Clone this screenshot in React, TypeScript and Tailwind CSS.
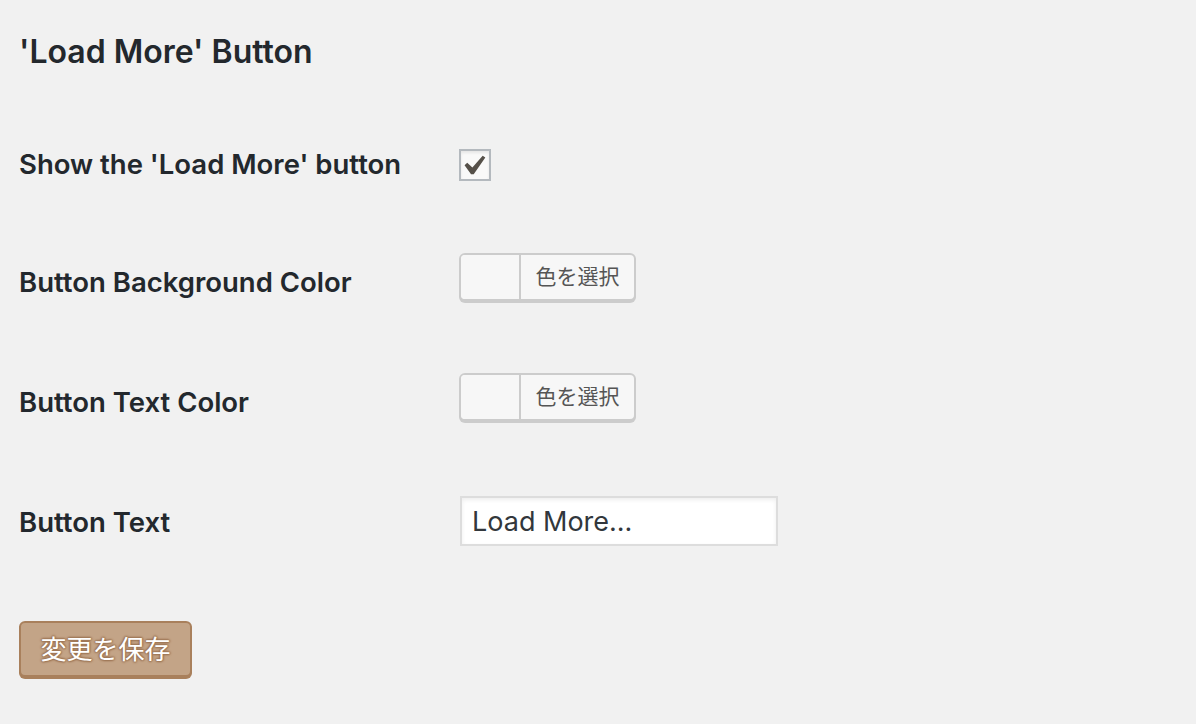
import React, { useState } from 'react';

const font = { fontFamily: 'Inter, "Noto Sans CJK JP", sans-serif' };

const labelCls = 'pt-[40px] text-[27.5px] font-semibold leading-[38px]';

const ColorPicker: React.FC = () => (
  <button
    type="button"
    className="flex h-[48px] w-[177px] items-stretch overflow-hidden rounded-[6px] border-2 border-[#cccccc] bg-[#f7f7f7] shadow-[0_2px_0_#cccccc]"
  >
    <span className="w-[60px] border-r-2 border-[#cccccc] bg-[#f7f7f7]" />
    <span className="flex flex-1 items-center justify-center text-[21px] text-[#555555]">色を選択</span>
  </button>
);

export default function App() {
  const [checked, setChecked] = useState(true);
  const [text, setText] = useState('Load More...');

  return (
    <div className="min-h-[724px] bg-[#f1f1f1] pl-[19px] pt-[33px] text-[#23282d]" style={font}>
      <h2 className="text-[32px] font-semibold leading-[38px]">'Load More' Button</h2>

      <div className="mt-[34px] grid grid-cols-[440px_1fr]">
        {/* row 1 */}
        <div className={`h-[118px] ${labelCls}`}>Show the 'Load More' button</div>
        <div className="pt-[44px]">
          <button
            type="button"
            onClick={() => setChecked(!checked)}
            className="flex h-[32px] w-[32px] items-center justify-center border-2 border-[#b4b9be] bg-[#f9f9f9] shadow-[inset_0_2px_3px_rgba(0,0,0,0.08)]"
          >
            {checked && (
              <svg width="22" height="20" viewBox="5.5 4.6 11 9.9">
                <path d="M14.83 4.89l1.34.94-5.81 8.38H9.02L5.78 9.67l1.34-1.25 2.57 2.4z" fill="#555049" />
              </svg>
            )}
          </button>
        </div>

        {/* row 2 */}
        <div className={`h-[120px] ${labelCls}`}>Button Background Color</div>
        <div className="pt-[30px]">
          <ColorPicker />
        </div>

        {/* row 3 */}
        <div className={`h-[120px] ${labelCls}`}>Button Text Color</div>
        <div className="pt-[30px]">
          <ColorPicker />
        </div>

        {/* row 4 */}
        <div className={`h-[120px] ${labelCls}`}>Button Text</div>
        <div className="pl-[1px] pt-[33px]">
          <input
            type="text"
            value={text}
            onChange={(e) => setText(e.target.value)}
            className="h-[50px] w-[318px] border-2 border-[#dddddd] bg-white px-[10px] text-[27px] text-[#32373c] shadow-[inset_0_2px_4px_rgba(0,0,0,0.07)] outline-none"
          />
        </div>
      </div>

      <button
        type="button"
        className="mt-[38px] h-[56px] w-[173px] rounded-[6px] border-2 border-[#a9805c] bg-[#c3a487] text-[26px] text-white shadow-[0_2px_0_#a9805c] [text-shadow:0_-1px_2px_#9c7352,1px_0_2px_#9c7352,0_1px_2px_#9c7352,-1px_0_2px_#9c7352]"
      >
        変更を保存
      </button>
    </div>
  );
}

The problem → Could the lines from the top of the material through the line with "const labelCls = 'pt-[40px]" be repeated exactly, pictures left out?

Answer to the exercise →
Clone this screenshot in React, TypeScript and Tailwind CSS.
import React, { useState } from 'react';

const font = { fontFamily: 'Inter, "Noto Sans CJK JP", sans-serif' };

const labelCls = 'pt-[40px] text-[27.5px] font-semibold leading-[38px]';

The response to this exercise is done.